Я приметил, что присутствие миссионера Нота не нравилось королю, и он поспешил запереть дверь; потом показал свои часы, карту, тетрадь начальных правил геометрии, которой он учился с английской книги, и что понимал, описывал в сию тетрадь на отаитском языке. Вынул из шкатулки чернильницу с пером и лоскутом бумаги, подал мне, прося написать по-русски, чтоб подателю сей записки отпущена была бутылка рома. Я написал, чтоб посланному дать три бутылки рома и шесть – тенерифского вина. В сие время вошли Нот и Лазарев. Король смутился, поспешно спрятал записку, чернила, бумагу, геометрическую тетрадь и переменил разговор.
Побыв недолго у короля, мы последовали за миссионером Нотом извилистой тропинкой в тени лимонной и апельсиновой рощи. Сии плодоносные деревья, под открытым небом, в благорастворенном климате, растут, как другие деревья, без всякого от островитян попечения.
Мы видели несколько опрятных домиков, и в один растворенный зашли. В доме не было никого; посредине стояла двухспальная кровать, покрытая опрятно желтым одеялом; над изголовьем, в крыше (за жердью) положено было Евангелие. Небольшая скамейка на низких ножках, камень, которым растирают кокосовые орехи, и несколько очищенных черепков сих орехов составляли весь домашний прибор счастливых островитян. Съестные припасы их почти беспрерывно в продолжение года готовы на деревьях, когда им нужны – снимают; нет никакой надобности заготовлять в запас и беречь для будущего времени. Вероятно, хозяева сего дома уверены в неприкосновенности собственности каждого, совершенно покойно полагаясь на честность соседей, оставили жилище свое. Где, кроме как на острове Отаити, можно сие сделать и потом не раскаиваться?
Пройдя еще несколько далее по тропинке, между кустарниками и небольшим лесом, мы достигли церкви. Она построена наподобие королевского дома: посередине, во всю длину, проход между деревянными, по обеим сторонам поставленными скамейками, к одной стороне сделана на четырех столбах, вышиной пять футов, окруженная перилами кафедpa, с которой миссионер проповедует слово Божье. Вообще, по внутреннему устроению церковь подобна реформаторской.

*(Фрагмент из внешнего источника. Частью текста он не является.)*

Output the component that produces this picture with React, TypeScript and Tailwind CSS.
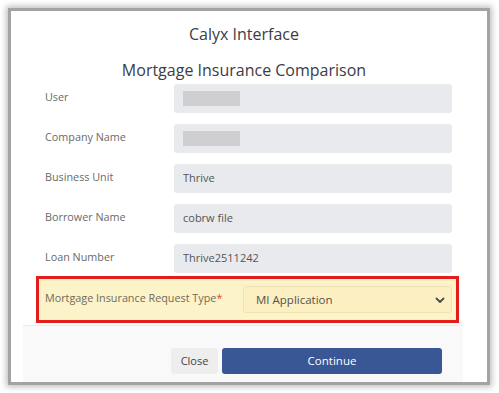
import React from 'react';

const rows = [
  { label: 'User', value: '', masked: true },
  { label: 'Company Name', value: '', masked: true },
  { label: 'Business Unit', value: 'Thrive' },
  { label: 'Borrower Name', value: 'cobrw file' },
  { label: 'Loan Number', value: 'Thrive2511242' },
];

const App: React.FC = () => {
  return (
    <div className="w-[499px] h-[393px] bg-white pt-[8px] pl-[8px] font-['Open_Sans',sans-serif]">
      <div className="w-[482px] h-[377px] border-[3px] border-[#a3a3a3] bg-white shadow-[0_0_6px_2px_rgba(0,0,0,0.25)] flex flex-col">
        <h1 className="pt-[13px] pr-[10px] text-center text-[16px] leading-[20px] font-medium text-[#3c3c46]">
          Calyx Interface
        </h1>
        <h2 className="mt-[15px] pr-[10px] text-center text-[16px] leading-[22px] font-medium text-[#3c3c46]">
          Mortgage Insurance Comparison
        </h2>

        <div className="mt-[3px] flex flex-col gap-[11px]">
          {rows.map((row) => (
            <div key={row.label} className="flex items-center pl-[34px]">
              <span className="w-[129px] text-[10.8px] text-[#6a6a6a] -mt-[2px]">{row.label}</span>
              <div className="w-[278px] h-[29px] rounded-[3px] bg-[#e8eaed] flex items-center px-[9px]">
                {row.masked ? (
                  <div className="w-[57px] h-[15px] bg-[#cfcfd1]" />
                ) : (
                  <span className="text-[11px] text-[#555]">{row.value}</span>
                )}
              </div>
            </div>
          ))}
        </div>

        <div className="ml-[25px] mt-[3px] w-[423px] border-[3px] border-[#e41c1c] bg-[#fdf3c8] flex items-center pl-[6px] pr-[4px] py-[7px]">
          <span className="w-[198px] text-[10.8px] text-[#6e6a5a] -mt-[2px]">
            Mortgage Insurance Request Type<span className="text-[#e0463c]">*</span>
          </span>
          <div className="w-[209px] h-[27px] rounded-[3px] border border-[#efe3b3] bg-[#fcefc2] flex items-center justify-between pl-[12px] pr-[5px]">
            <span className="text-[11.5px] text-[#55524a]">MI Application</span>
            <svg width="12" height="12" viewBox="0 0 12 12">
              <path d="M2.5 4.5 L6 8 L9.5 4.5" fill="none" stroke="#4a4a4a" strokeWidth="1.8" strokeLinecap="round" strokeLinejoin="round" />
            </svg>
          </div>
        </div>

        <div className="ml-[12px] mt-[2px] w-[440px] flex-1 border-t border-[#ececec] bg-[#f9f9f9] flex justify-end items-start pt-[22px] pr-[21px] gap-[4px]">
          <button className="w-[47px] h-[26px] rounded-[3px] bg-[#eeeeee] text-[11px] text-[#444] font-medium">
            Close
          </button>
          <button className="w-[220px] h-[26px] rounded-[3px] bg-[#3a5795] text-[11.5px] text-white font-medium">
            Continue
          </button>
        </div>
      </div>
    </div>
  );
};

export default App;
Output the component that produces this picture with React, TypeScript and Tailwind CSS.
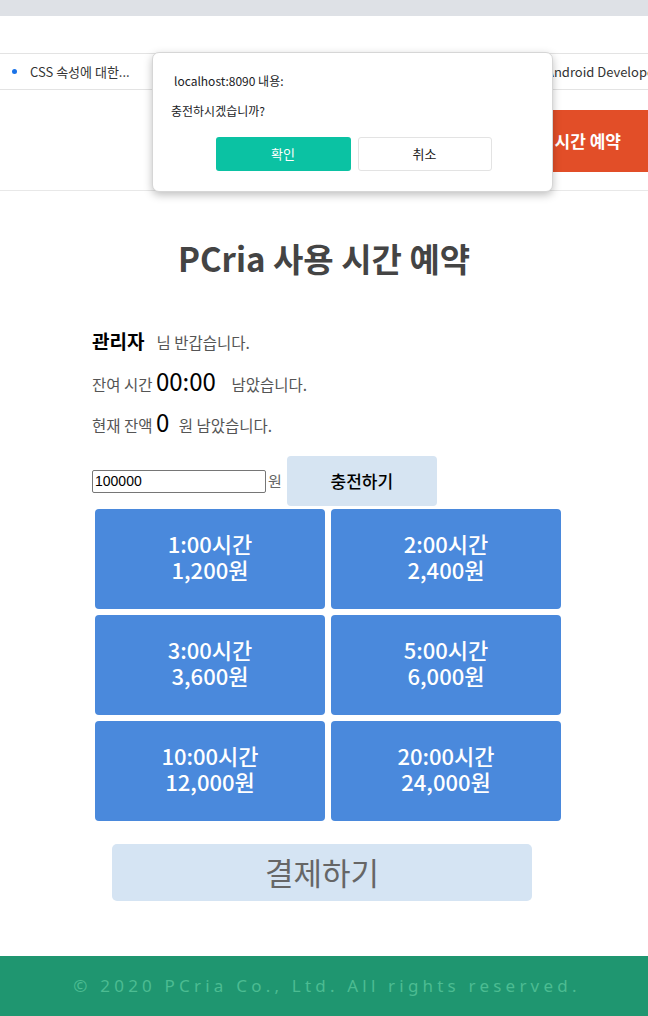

Из церкви мы вышли на взморье и, пройдя к востоку с полмили, достигли дома секретаря Паофая. Врытые в землю колоды, как выше упомянуто, и теперь способствовали нам перейти через низкий дощатый забор. Одна сторона дома была на взморье; во внутренности мы увидели молодую прекрасную отаитянку, жену Паофая, сидящую с подругами своими на постланных на землю матах; она кормила грудью своего ребенка; все были одеты весьма чисто в белое отаитское платье, за ушами имели цветы. Паофая не было дома.
Миссионер Нот показал нам весьма чистую спальню, в коей стояла двухспальная кровать, покрытая желтым одеялом с красными узорами, столик и на оном шкатулка. Добродушная хозяйка по просьбе Нота отворила шкатулку и показала нам хранящуюся в оной книгу: в сию книгу все дела, заслуживающие внимания, записываются на отаитском языке весьма хорошим почерком. Миссионер Нот выхвалял дарования сего островитянина. Потомство, конечно, ему будет благодарно за такое хорошее начало истории островов Общества, а имя его останется незабвенно в летописях острова Отаити. При прощании я подарил жене Паофая несколько пар сережек, а подругам ее каждой по одной паре. Они казались довольны нашим посещением и подарками – рассматривали сережки, подносили их к ушам.
Время уже было за полдень, мы пошли назад той же дорогой, несколько оную сократили тем, что островитяне на плечах перенесли нас через речку. В доме миссионера Нота отдохнули и освежились кокосовой водой. Вода сия, когда свежа, при усталости в знойный день кажется лучше всех существующих известных напитков.
Мы встретились на мысе Венера с капитан-лейтенантом Завадовским и астрономом Симоновым: первый съезжал на берег для прогулки после сорокадневной простудной болезни, чтоб подышать береговым бальзамическим воздухом в тени пальмовых и других цветущих дерев; у мыса Венера мы сели в катер и отправились на шлюп «Восток».
После обеда король приехал к нам со всем семейством и приближенными. Хотя я приказывал пускать на шлюп одних начальников, однако сего невозможно было исполнить, ибо сами начальники приводили островитян, называя их своими приятелями, просили, чтоб их пустить; таких гостей в продолжение дня набралось много. Угощение наше было обыкновенное. Нет ни одного отаитянина или отаитянки, которые бы не выпили с большим удовольствием грог, а как весьма часто графины осушались и при каждом таком случае я приказывал моему денщику Мишке вновь наполнять оные, то нередко оставлял графины на довольное время пустыми, дабы не беседовать с пьяными островитянами.